Setting the formula up as follows works well.
workbook = xlsxwriter.Workbook(file_name)
worksheet_cover = workbook.add_worksheet("Cover")
Output4 = workbook
Output4.close()
But once I try to add further sheets with dataframes into the Excel it overwrites the previous excel:
with pd.ExcelWriter('Luther_April_Output4.xlsx') as writer:
data_DifferingRates.to_excel(writer, sheet_name='Differing Rates')
data_DifferingMonthorYear.to_excel(writer, sheet_name='Differing Month or Year')
data_DoubleEntries.to_excel(writer, sheet_name='Double Entries')
How should I write the code, so that I can add empty sheets and existing data frames into an existing excel file.
Alternatively it would be helpful to answer how to switch engines, once I have produced the Excel file...
Thanks for any help!
If you're not forced use xlsxwriter try using openpyxl.

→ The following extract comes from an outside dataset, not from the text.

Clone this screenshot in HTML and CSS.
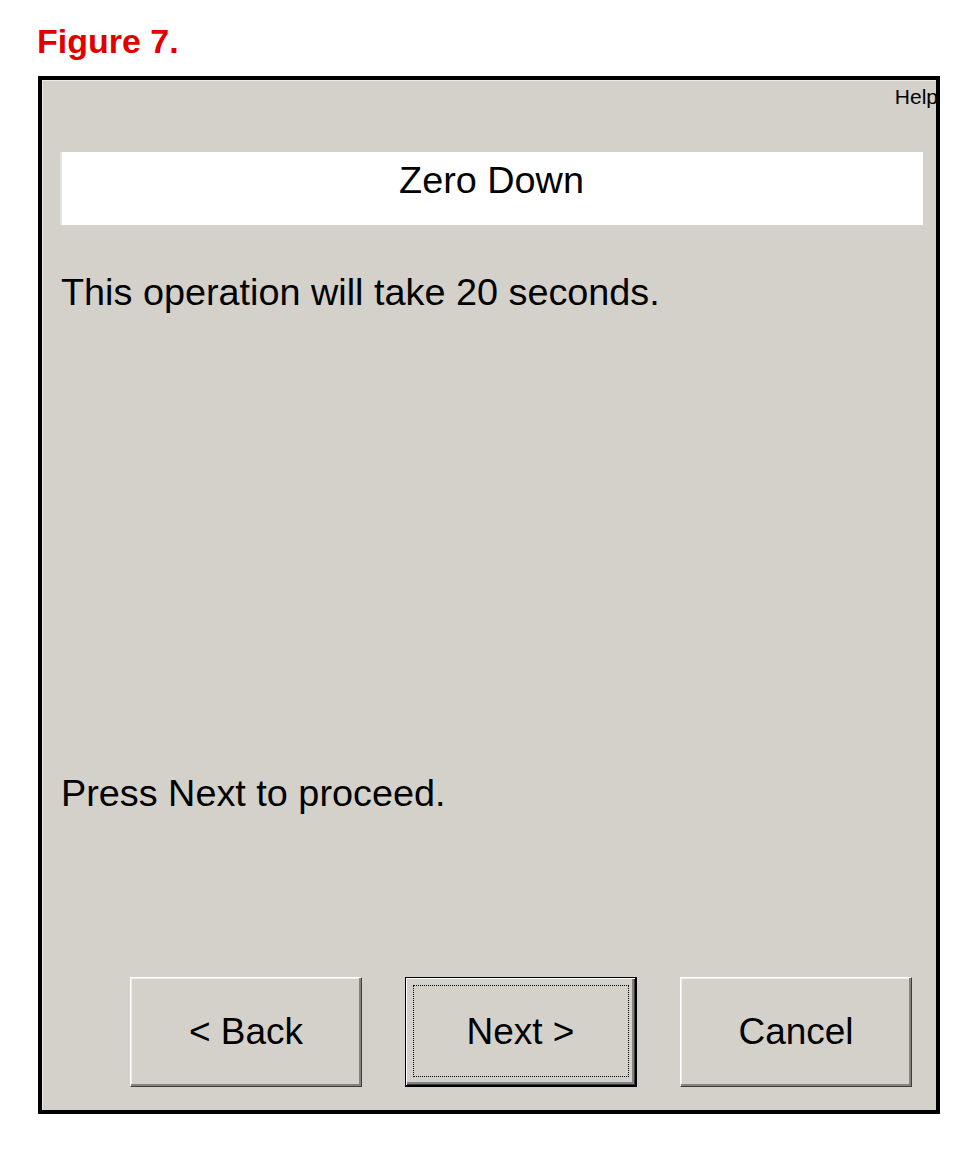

Simply pass 'openpyxl' as the Engine for the pandas built-in ExcelWriter class. I had asked a question a while back on why this works. It is helpful code. It works well with the syntax of pd.to_excel() and it won't overwrite your already existing sheets.
from openpyxl import load_workbook
import pandas as pd
book = load_workbook(file_name)
writer = pd.ExcelWriter(file_name, engine='openpyxl')
writer.book = book
data_DifferingRates.to_excel(writer, sheet_name='Differing Rates')
data_DifferingMonthorYear.to_excel(writer, sheet_name='Differing Month or Year')
data_DoubleEntries.to_excel(writer, sheet_name='Double Entries')
writer.save()
You could use pandas.ExcelWriter with optional mode='a' argument for appending to existing Excel workbook.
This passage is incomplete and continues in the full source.